Vi como Maryla luchaba con las lágrimas y le apreté la mano. A los ojos de mi amiga su padre era el hombre ideal y su historia de amor era uno de sus temas favoritos. Con un nudo en la garganta me habló nuevamente de su sensibilidad, de su exilio en Siberia, de cuando era estudiante y, por primera vez, después de su muerte, me contó la oposición familiar, por parte materna, a aquel romance que tanto envidiaba Maryla.
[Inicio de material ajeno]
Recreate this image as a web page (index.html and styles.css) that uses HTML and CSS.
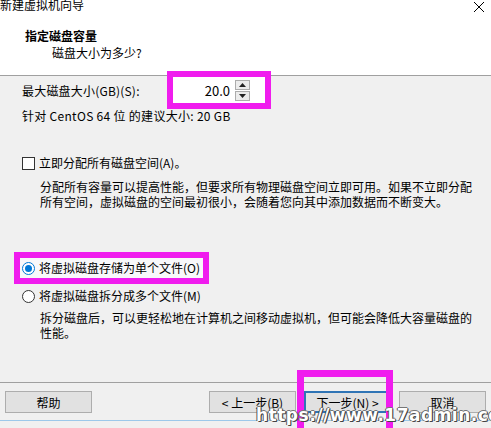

—El día de la petición de boda se organizó una cena de gala en casa de mi madre. Papá siempre vestía blusa negra y gorro ruso de estudiante. La familia de mamá exigió que el novio llevase un traje civilizado para esa noche, un traje de etiqueta con sus detalles. «¿Te interesa mucho el traje de etiqueta?», le preguntó mi padre a mamá. Ella contestó afirmativamente y, feliz, contó a su familia el éxito de la gestión. Y empezaron los preparativos para el festejo. El reloj dio las nueve, las diez, las once… El novio no llegaba. «Ya ves qué salvaje —le decían a mi madre—, no puedes ser feliz con él.» Mamá lloraba cuando sonó la campanilla de la puerta a las doce de la noche. El portero subió una enorme caja llena de lazos a nombre de mamá. Dentro, en un papel de seda blanco y perfumado, había un traje de etiqueta, una camisa blanca finísima, una corbata negra con un alfiler de oro y una hermosa perla, calcetines de seda, zapatos de charol, pañuelo de seda blanca y clavel blanco para la solapa. Al lado de la flor, una tarjeta para mamá decía: «Ya que te importa más el traje que el hombre, y valen esas tonterías más que yo, te mando todo, pero este hombre no irá».

—¡Qué bonito, Maryla!

—Puedes imaginarte la escena. Se amaron tanto que su amor era proverbial entre la familia y los amigos. Hasta que papá enfermó gravemente, traía todos los domingos un ramo de violetas a mamá. Leonora, el amor debe ser perfecto si es así.

Nos despedimos, pero mis dudas continuaron. Sentía que no era capaz de entregarme, pero también deseaba amar a Ernst. En todo caso, casarme era una posibilidad que me desvelaba.